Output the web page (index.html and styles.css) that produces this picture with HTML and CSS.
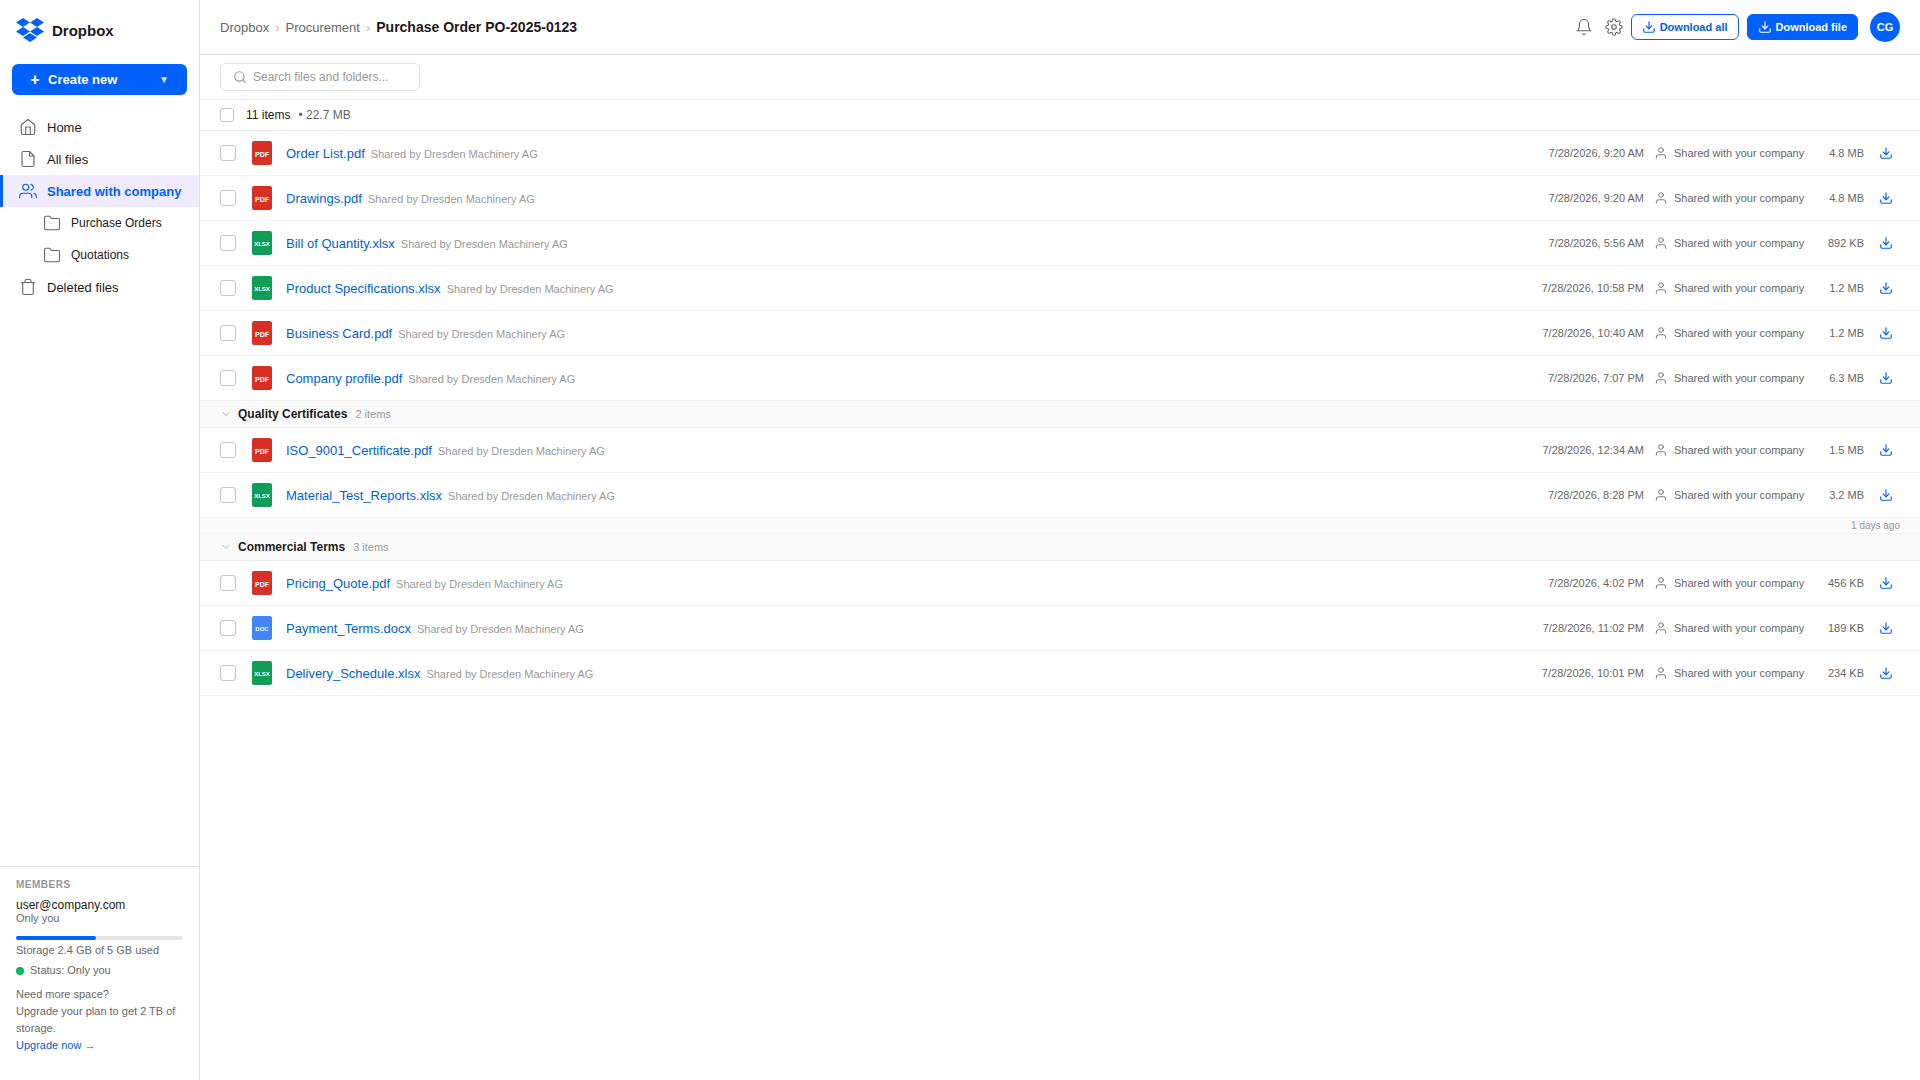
FILE: index.html
```html
<!DOCTYPE html>
<html lang="en">

<head>
  <meta charset="UTF-8">
  <meta name="viewport" content="width=device-width, initial-scale=1.0">
  <title>Purchase Order PO-2025-0123 - Dropbox</title>
  <link rel="stylesheet" href="styles.css">
</head>

<body>
  <!-- Shared icons -->
  <svg class="sprite" aria-hidden="true">
    <symbol id="download" viewBox="0 0 24 24">
      <path d="M21 15v4a2 2 0 0 1-2 2H5a2 2 0 0 1-2-2v-4" />
      <polyline points="7 10 12 15 17 10" />
      <line x1="12" y1="15" x2="12" y2="3" />
    </symbol>
    <symbol id="user" viewBox="0 0 24 24">
      <path d="M20 21v-2a4 4 0 0 0-4-4H8a4 4 0 0 0-4 4v2" />
      <circle cx="12" cy="7" r="4" />
    </symbol>
    <symbol id="folder" viewBox="0 0 24 24">
      <path d="M22 19a2 2 0 0 1-2 2H4a2 2 0 0 1-2-2V5a2 2 0 0 1 2-2h5l2 3h9a2 2 0 0 1 2 2z" />
    </symbol>
    <symbol id="chevron" viewBox="0 0 24 24">
      <polyline points="6 9 12 15 18 9" />
    </symbol>
  </svg>

  <div class="app">
    <!-- Sidebar -->
    <aside class="sidebar">
      <a href="#" class="logo">
        <svg viewBox="0 0 24 24" aria-hidden="true">
          <path d="M6 1.807L0 5.629l6 3.822 6.001-3.822L6 1.807zM18 1.807l-6 3.822 6 3.822 6-3.822-6-3.822zM0 13.274l6 3.822 6.001-3.822L6 9.452l-6 3.822zM18 9.452l-6 3.822 6 3.822 6-3.822-6-3.822zM6 18.371l6.001 3.822 6-3.822-6-3.822L6 18.371z" />
        </svg>
        <span>Dropbox</span>
      </a>

      <button type="button" class="create">
        <span class="plus">+</span>
        <span>Create new</span>
        <span class="caret">▼</span>
      </button>

      <nav class="nav">
        <a href="#">
          <svg class="icon" viewBox="0 0 24 24"><path d="M3 9l9-7 9 7v11a2 2 0 0 1-2 2H5a2 2 0 0 1-2-2z" /><polyline points="9 22 9 12 15 12 15 22" /></svg>
          Home
        </a>
        <a href="#">
          <svg class="icon" viewBox="0 0 24 24"><path d="M14 2H6a2 2 0 0 0-2 2v16a2 2 0 0 0 2 2h12a2 2 0 0 0 2-2V8z" /><polyline points="14 2 14 8 20 8" /></svg>
          All files
        </a>
        <a href="#" class="active" aria-current="page">
          <svg class="icon" viewBox="0 0 24 24"><path d="M17 21v-2a4 4 0 0 0-4-4H5a4 4 0 0 0-4 4v2" /><circle cx="9" cy="7" r="4" /><path d="M23 21v-2a4 4 0 0 0-3-3.870M16 3.130a4 4 0 0 1 0 7.750" /></svg>
          Shared with company
        </a>
        <a href="#" class="sub">
          <svg class="icon"><use href="#folder" /></svg>
          Purchase Orders
        </a>
        <a href="#" class="sub">
          <svg class="icon"><use href="#folder" /></svg>
          Quotations
        </a>
        <a href="#">
          <svg class="icon" viewBox="0 0 24 24"><polyline points="3 6 5 6 21 6" /><path d="M19 6v14a2 2 0 0 1-2 2H7a2 2 0 0 1-2-2V6m3 0V4a2 2 0 0 1 2-2h4a2 2 0 0 1 2 2v2" /></svg>
          Deleted files
        </a>
      </nav>

      <div class="members">
        <h2>Members</h2>
        <p class="email">user@company.com</p>
        <p class="role">Only you</p>
        <div class="storage-bar">
          <div class="storage-used" style="width: 48%"></div>
        </div>
        <p>Storage 2.4 GB of 5 GB used</p>
        <p class="status"><span class="dot"></span>Status: Only you</p>
        <div class="upgrade">
          <p>Need more space?</p>
          <p>Upgrade your plan to get 2 TB of storage.</p>
          <a href="#">Upgrade now →</a>
        </div>
      </div>
    </aside>

    <!-- Main content -->
    <main class="main">
      <header class="header">
        <nav class="breadcrumb" aria-label="Breadcrumb">
          <a href="#">Dropbox</a>
          <span class="sep">›</span>
          <a href="#">Procurement</a>
          <span class="sep">›</span>
          <h1>Purchase Order PO-2025-0123</h1>
        </nav>
        <div class="actions">
          <button type="button" class="icon-btn" aria-label="Notifications">
            <svg class="icon" viewBox="0 0 24 24"><path d="M18 8A6 6 0 0 0 6 8c0 7-3 9-3 9h18s-3-2-3-9" /><path d="M13.730 21a2 2 0 0 1-3.460 0" /></svg>
          </button>
          <button type="button" class="icon-btn" aria-label="Settings">
            <svg class="icon" viewBox="0 0 24 24"><circle cx="12" cy="12" r="3" /><path d="M19.400 15a1.650 1.650 0 0 0 .33 1.820l.06.06a2 2 0 0 1 0 2.830 2 2 0 0 1-2.830 0l-.06-.06a1.650 1.650 0 0 0-1.820-.33 1.650 1.650 0 0 0-1 1.510V21a2 2 0 0 1-2 2 2 2 0 0 1-2-2v-.09A1.650 1.650 0 0 0 9 19.400a1.650 1.650 0 0 0-1.820.33l-.06.06a2 2 0 0 1-2.830 0 2 2 0 0 1 0-2.830l.06-.06a1.650 1.650 0 0 0 .33-1.820 1.650 1.650 0 0 0-1.510-1H3a2 2 0 0 1-2-2 2 2 0 0 1 2-2h.09A1.650 1.650 0 0 0 4.600 9a1.650 1.650 0 0 0-.33-1.820l-.06-.06a2 2 0 0 1 0-2.830 2 2 0 0 1 2.830 0l.06.06a1.650 1.650 0 0 0 1.820.33H9a1.650 1.650 0 0 0 1-1.510V3a2 2 0 0 1 2-2 2 2 0 0 1 2 2v.09a1.650 1.650 0 0 0 1 1.510 1.650 1.650 0 0 0 1.820-.33l.06-.06a2 2 0 0 1 2.830 0 2 2 0 0 1 0 2.830l-.06.06a1.650 1.650 0 0 0-.33 1.820V9a1.650 1.650 0 0 0 1.510 1H21a2 2 0 0 1 2 2 2 2 0 0 1-2 2h-.09a1.650 1.650 0 0 0-1.510 1z" /></svg>
          </button>
          <div class="downloads">
            <button type="button" class="btn btn-outline"><svg class="icon"><use href="#download" /></svg>Download all</button>
            <button type="button" class="btn btn-primary"><svg class="icon"><use href="#download" /></svg>Download file</button>
          </div>
          <button type="button" class="avatar">CG</button>
        </div>
      </header>

      <div class="toolbar">
        <label class="search">
          <svg class="icon" viewBox="0 0 24 24"><circle cx="11" cy="11" r="8" /><line x1="21" y1="21" x2="16.650" y2="16.650" /></svg>
          <input type="text" placeholder="Search files and folders..." aria-label="Search files and folders">
        </label>
      </div>

      <div class="summary">
        <input type="checkbox" id="selectAll">
        <label for="selectAll">11 items</label>
        <span class="total">• 22.7 MB</span>
      </div>

      <table class="files">
        <colgroup>
          <col class="col-check">
          <col class="col-type">
          <col>
          <col class="col-date">
          <col class="col-shared">
          <col class="col-size">
          <col class="col-action">
        </colgroup>
        <tbody>
          <tr>
            <td class="check"><input type="checkbox" aria-label="Select Order List.pdf"></td>
            <td><span class="type pdf">PDF</span></td>
            <td><a href="#" class="name">Order List.pdf</a><span class="by">Shared by Dresden Machinery AG</span></td>
            <td class="date">7/28/2026, 9:20 AM</td>
            <td><span class="shared"><svg class="icon"><use href="#user" /></svg>Shared with your company</span></td>
            <td class="size">4.8 MB</td>
            <td><button type="button" class="get" aria-label="Download Order List.pdf"><svg class="icon"><use href="#download" /></svg></button></td>
          </tr>
          <tr>
            <td class="check"><input type="checkbox" aria-label="Select Drawings.pdf"></td>
            <td><span class="type pdf">PDF</span></td>
            <td><a href="#" class="name">Drawings.pdf</a><span class="by">Shared by Dresden Machinery AG</span></td>
            <td class="date">7/28/2026, 9:20 AM</td>
            <td><span class="shared"><svg class="icon"><use href="#user" /></svg>Shared with your company</span></td>
            <td class="size">4.8 MB</td>
            <td><button type="button" class="get" aria-label="Download Drawings.pdf"><svg class="icon"><use href="#download" /></svg></button></td>
          </tr>
          <tr>
            <td class="check"><input type="checkbox" aria-label="Select Bill of Quantity.xlsx"></td>
            <td><span class="type xlsx">XLSX</span></td>
            <td><a href="#" class="name">Bill of Quantity.xlsx</a><span class="by">Shared by Dresden Machinery AG</span></td>
            <td class="date">7/28/2026, 5:56 AM</td>
            <td><span class="shared"><svg class="icon"><use href="#user" /></svg>Shared with your company</span></td>
            <td class="size">892 KB</td>
            <td><button type="button" class="get" aria-label="Download Bill of Quantity.xlsx"><svg class="icon"><use href="#download" /></svg></button></td>
          </tr>
          <tr>
            <td class="check"><input type="checkbox" aria-label="Select Product Specifications.xlsx"></td>
            <td><span class="type xlsx">XLSX</span></td>
            <td><a href="#" class="name">Product Specifications.xlsx</a><span class="by">Shared by Dresden Machinery AG</span></td>
            <td class="date">7/28/2026, 10:58 PM</td>
            <td><span class="shared"><svg class="icon"><use href="#user" /></svg>Shared with your company</span></td>
            <td class="size">1.2 MB</td>
            <td><button type="button" class="get" aria-label="Download Product Specifications.xlsx"><svg class="icon"><use href="#download" /></svg></button></td>
          </tr>
          <tr>
            <td class="check"><input type="checkbox" aria-label="Select Business Card.pdf"></td>
            <td><span class="type pdf">PDF</span></td>
            <td><a href="#" class="name">Business Card.pdf</a><span class="by">Shared by Dresden Machinery AG</span></td>
            <td class="date">7/28/2026, 10:40 AM</td>
            <td><span class="shared"><svg class="icon"><use href="#user" /></svg>Shared with your company</span></td>
            <td class="size">1.2 MB</td>
            <td><button type="button" class="get" aria-label="Download Business Card.pdf"><svg class="icon"><use href="#download" /></svg></button></td>
          </tr>
          <tr>
            <td class="check"><input type="checkbox" aria-label="Select Company profile.pdf"></td>
            <td><span class="type pdf">PDF</span></td>
            <td><a href="#" class="name">Company profile.pdf</a><span class="by">Shared by Dresden Machinery AG</span></td>
            <td class="date">7/28/2026, 7:07 PM</td>
            <td><span class="shared"><svg class="icon"><use href="#user" /></svg>Shared with your company</span></td>
            <td class="size">6.3 MB</td>
            <td><button type="button" class="get" aria-label="Download Company profile.pdf"><svg class="icon"><use href="#download" /></svg></button></td>
          </tr>
        </tbody>

        <!-- Quality Certificates -->
        <tbody>
          <tr class="group">
            <th colspan="7" scope="rowgroup">
              <button type="button" aria-expanded="true"><svg class="icon"><use href="#chevron" /></svg>Quality Certificates<span>2 items</span></button>
            </th>
          </tr>
          <tr>
            <td class="check"><input type="checkbox" aria-label="Select ISO_9001_Certificate.pdf"></td>
            <td><span class="type pdf">PDF</span></td>
            <td><a href="#" class="name">ISO_9001_Certificate.pdf</a><span class="by">Shared by Dresden Machinery AG</span></td>
            <td class="date">7/28/2026, 12:34 AM</td>
            <td><span class="shared"><svg class="icon"><use href="#user" /></svg>Shared with your company</span></td>
            <td class="size">1.5 MB</td>
            <td><button type="button" class="get" aria-label="Download ISO_9001_Certificate.pdf"><svg class="icon"><use href="#download" /></svg></button></td>
          </tr>
          <tr>
            <td class="check"><input type="checkbox" aria-label="Select Material_Test_Reports.xlsx"></td>
            <td><span class="type xlsx">XLSX</span></td>
            <td><a href="#" class="name">Material_Test_Reports.xlsx</a><span class="by">Shared by Dresden Machinery AG</span></td>
            <td class="date">7/28/2026, 8:28 PM</td>
            <td><span class="shared"><svg class="icon"><use href="#user" /></svg>Shared with your company</span></td>
            <td class="size">3.2 MB</td>
            <td><button type="button" class="get" aria-label="Download Material_Test_Reports.xlsx"><svg class="icon"><use href="#download" /></svg></button></td>
          </tr>
          <tr class="age">
            <td colspan="7">1 days ago</td>
          </tr>
        </tbody>

        <!-- Commercial Terms -->
        <tbody>
          <tr class="group">
            <th colspan="7" scope="rowgroup">
              <button type="button" aria-expanded="true"><svg class="icon"><use href="#chevron" /></svg>Commercial Terms<span>3 items</span></button>
            </th>
          </tr>
          <tr>
            <td class="check"><input type="checkbox" aria-label="Select Pricing_Quote.pdf"></td>
            <td><span class="type pdf">PDF</span></td>
            <td><a href="#" class="name">Pricing_Quote.pdf</a><span class="by">Shared by Dresden Machinery AG</span></td>
            <td class="date">7/28/2026, 4:02 PM</td>
            <td><span class="shared"><svg class="icon"><use href="#user" /></svg>Shared with your company</span></td>
            <td class="size">456 KB</td>
            <td><button type="button" class="get" aria-label="Download Pricing_Quote.pdf"><svg class="icon"><use href="#download" /></svg></button></td>
          </tr>
          <tr>
            <td class="check"><input type="checkbox" aria-label="Select Payment_Terms.docx"></td>
            <td><span class="type doc">DOC</span></td>
            <td><a href="#" class="name">Payment_Terms.docx</a><span class="by">Shared by Dresden Machinery AG</span></td>
            <td class="date">7/28/2026, 11:02 PM</td>
            <td><span class="shared"><svg class="icon"><use href="#user" /></svg>Shared with your company</span></td>
            <td class="size">189 KB</td>
            <td><button type="button" class="get" aria-label="Download Payment_Terms.docx"><svg class="icon"><use href="#download" /></svg></button></td>
          </tr>
          <tr>
            <td class="check"><input type="checkbox" aria-label="Select Delivery_Schedule.xlsx"></td>
            <td><span class="type xlsx">XLSX</span></td>
            <td><a href="#" class="name">Delivery_Schedule.xlsx</a><span class="by">Shared by Dresden Machinery AG</span></td>
            <td class="date">7/28/2026, 10:01 PM</td>
            <td><span class="shared"><svg class="icon"><use href="#user" /></svg>Shared with your company</span></td>
            <td class="size">234 KB</td>
            <td><button type="button" class="get" aria-label="Download Delivery_Schedule.xlsx"><svg class="icon"><use href="#download" /></svg></button></td>
          </tr>
        </tbody>
      </table>
    </main>
  </div>
</body>

</html>
```

FILE: styles.css
```css
/* Reset */
* {
  margin: 0;
  padding: 0;
  box-sizing: border-box;
}

body {
  font-family: "Liberation Sans", Arial, sans-serif;
  font-size: 13px;
  color: #1e1919;
  background: #fff;
}

a {
  color: inherit;
  text-decoration: none;
}

button {
  font-family: inherit;
  border: 0;
  background: none;
  color: inherit;
  cursor: pointer;
}

.sprite {
  display: none;
}

/* Line icons */
.icon {
  width: 18px;
  height: 18px;
  flex-shrink: 0;
  fill: none;
  stroke: currentColor;
  stroke-width: 1.5;
  stroke-linecap: round;
  stroke-linejoin: round;
}

input[type="checkbox"] {
  appearance: none;
  display: block;
  width: 16px;
  height: 16px;
  border: 1px solid #c4c4c4;
  border-radius: 3px;
  background: #fff;
}

input[type="checkbox"]:checked {
  background: #0061fe;
  border-color: #0061fe;
}

.app {
  display: flex;
  min-height: 100vh;
}

/* Sidebar */
.sidebar {
  width: 200px;
  flex-shrink: 0;
  display: flex;
  flex-direction: column;
  border-right: 1px solid #e0e0e0;
}

.logo {
  display: flex;
  align-items: center;
  gap: 8px;
  padding: 16px 16px 20px;
  font-size: 15px;
  font-weight: bold;
}

.logo svg {
  width: 28px;
  height: 28px;
  fill: #0061fe;
}

.create {
  display: flex;
  align-items: center;
  gap: 8px;
  height: 31px;
  margin: 0 12px 16px;
  padding: 0 18px;
  border-radius: 6px;
  background: #0061fe;
  color: #fff;
  font-size: 13px;
  font-weight: bold;
}

.create .plus {
  width: 10px;
  font-size: 16px;
  text-align: center;
}

.create .caret {
  margin-left: auto;
  font-size: 10px;
  font-weight: normal;
  opacity: 0.8;
}

.nav {
  display: flex;
  flex-direction: column;
}

.nav a {
  display: flex;
  align-items: center;
  gap: 10px;
  height: 32px;
  padding-left: 16px;
  border-left: 3px solid transparent;
  white-space: nowrap;
}

.nav .icon {
  color: #666;
}

.nav .sub {
  padding-left: 40px;
  font-size: 12px;
}

.nav .active {
  background: #f0ebff;
  border-left-color: #0061fe;
  color: #0061fe;
  font-weight: bold;
}

.nav .active .icon {
  color: #0061fe;
}

/* Members and storage */
.members {
  margin-top: auto;
  padding: 12px 16px 26px;
  border-top: 1px solid #e0e0e0;
  font-size: 11px;
  line-height: 13px;
  color: #666;
}

.members h2 {
  margin-bottom: 8px;
  font-size: 10px;
  line-height: 12px;
  letter-spacing: 0.5px;
  text-transform: uppercase;
  color: #999;
}

.members .email {
  font-size: 12px;
  color: #1e1919;
}

.storage-bar {
  height: 4px;
  margin: 11px 0 4px;
  border-radius: 2px;
  background: #e5e5e5;
}

.storage-used {
  height: 100%;
  border-radius: 2px;
  background: #0061fe;
}

.status {
  display: flex;
  align-items: center;
  gap: 6px;
  margin-top: 7px;
}

.dot {
  width: 8px;
  height: 8px;
  border-radius: 50%;
  background: #00b75a;
}

.upgrade {
  margin-top: 9px;
  line-height: 17px;
}

.upgrade a {
  color: #0061d5;
}

/* Header */
.main {
  flex: 1;
  min-width: 0;
}

.header {
  display: flex;
  align-items: center;
  justify-content: space-between;
  height: 55px;
  padding: 0 20px;
  border-bottom: 1px solid #e0e0e0;
}

.breadcrumb {
  display: flex;
  align-items: center;
  gap: 6px;
  color: #666;
}

.breadcrumb .sep {
  color: #bbb;
}

.breadcrumb h1 {
  font-size: 14px;
  color: #1e1919;
}

.actions {
  display: flex;
  align-items: center;
  gap: 4px;
}

.icon-btn {
  display: flex;
  padding: 4px;
  color: #666;
}

.downloads {
  display: flex;
  gap: 8px;
  margin-right: 8px;
}

.btn {
  display: flex;
  align-items: center;
  gap: 4px;
  height: 26px;
  padding: 0 10px;
  border: 1px solid #0061fe;
  border-radius: 6px;
  font-size: 11px;
  font-weight: bold;
}

.btn .icon {
  width: 14px;
  height: 14px;
  stroke-width: 2;
}

.btn-outline {
  color: #0061e5;
}

.btn-primary {
  background: #0061fe;
  color: #fff;
}

.avatar {
  width: 30px;
  height: 30px;
  border-radius: 50%;
  background: #0061fe;
  color: #fff;
  font-size: 11px;
  font-weight: bold;
}

/* Search */
.toolbar {
  padding: 8px 20px;
  border-bottom: 1px solid #ebebeb;
}

.search {
  display: flex;
  align-items: center;
  gap: 6px;
  width: 200px;
  height: 28px;
  padding: 0 12px;
  border: 1px solid #e0e0e0;
  border-radius: 6px;
  color: #999;
}

.search .icon {
  width: 14px;
  height: 14px;
  stroke-width: 2;
}

.search input {
  flex: 1;
  min-width: 0;
  border: 0;
  outline: 0;
  background: none;
  font-family: inherit;
  font-size: 12px;
  color: #1e1919;
}

.search input::placeholder {
  color: #999;
}

/* Item count */
.summary {
  display: flex;
  align-items: center;
  height: 31px;
  padding: 0 20px;
  border-bottom: 1px solid #ebebeb;
  font-size: 12px;
}

.summary input[type="checkbox"] {
  width: 14px;
  height: 14px;
  margin-right: 12px;
}

.summary .total {
  margin-left: 8px;
  color: #666;
}

/* File list */
.files {
  width: 100%;
  border-spacing: 0;
  table-layout: fixed;
}

.col-check {
  width: 52px;
}

.col-type {
  width: 34px;
}

.col-date {
  width: 140px;
}

.col-shared {
  width: 150px;
}

.col-size {
  width: 68px;
}

.col-action {
  width: 48px;
}

.files td {
  height: 45px;
  border-bottom: 1px solid #f2f2f2;
  font-size: 11px;
  color: #666;
  white-space: nowrap;
}

.files .check {
  padding-left: 20px;
}

.type {
  display: flex;
  align-items: center;
  justify-content: center;
  width: 20px;
  height: 24px;
  padding-top: 2px;
  border-radius: 2px;
  color: #fff;
  font-size: 6px;
  font-weight: bold;
}

.pdf {
  background: #d93025;
  font-size: 7px;
}

.xlsx {
  background: #0f9d58;
}

.doc {
  background: #4285f4;
}

.name {
  margin-right: 6px;
  font-size: 13px;
  color: #0061d5;
}

.by {
  color: #999;
}

.files .date {
  padding-right: 10px;
  text-align: right;
}

.shared {
  display: flex;
  align-items: center;
  gap: 6px;
}

.shared .icon {
  width: 14px;
  height: 14px;
}

.files .size {
  padding-right: 8px;
  text-align: right;
}

.get {
  display: flex;
  align-items: center;
  justify-content: center;
  width: 28px;
  height: 28px;
  color: #0061fe;
}

.get .icon {
  width: 14px;
  height: 14px;
  stroke-width: 2;
}

/* Group headings */
.group th {
  height: 27px;
  padding: 0 20px;
  background: #fafafa;
  border-bottom: 1px solid #ebebeb;
  text-align: left;
}

.group button {
  display: flex;
  align-items: center;
  gap: 6px;
  font-size: 12px;
  font-weight: bold;
}

.group .icon {
  width: 12px;
  height: 12px;
  color: #999;
}

.group span {
  margin-left: 2px;
  font-size: 11px;
  font-weight: normal;
  color: #999;
}

.files .age td {
  height: 16px;
  padding-right: 20px;
  background: #fafafa;
  text-align: right;
  font-size: 10px;
  color: #999;
}
```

···

_GOAL OF THE EXERCISE_
Each line above that holds the string "styles" should be copied and shown.

_RESULT_
Output the web page (index.html and styles.css) that produces this picture with HTML and CSS.
  <link rel="stylesheet" href="styles.css">
FILE: styles.css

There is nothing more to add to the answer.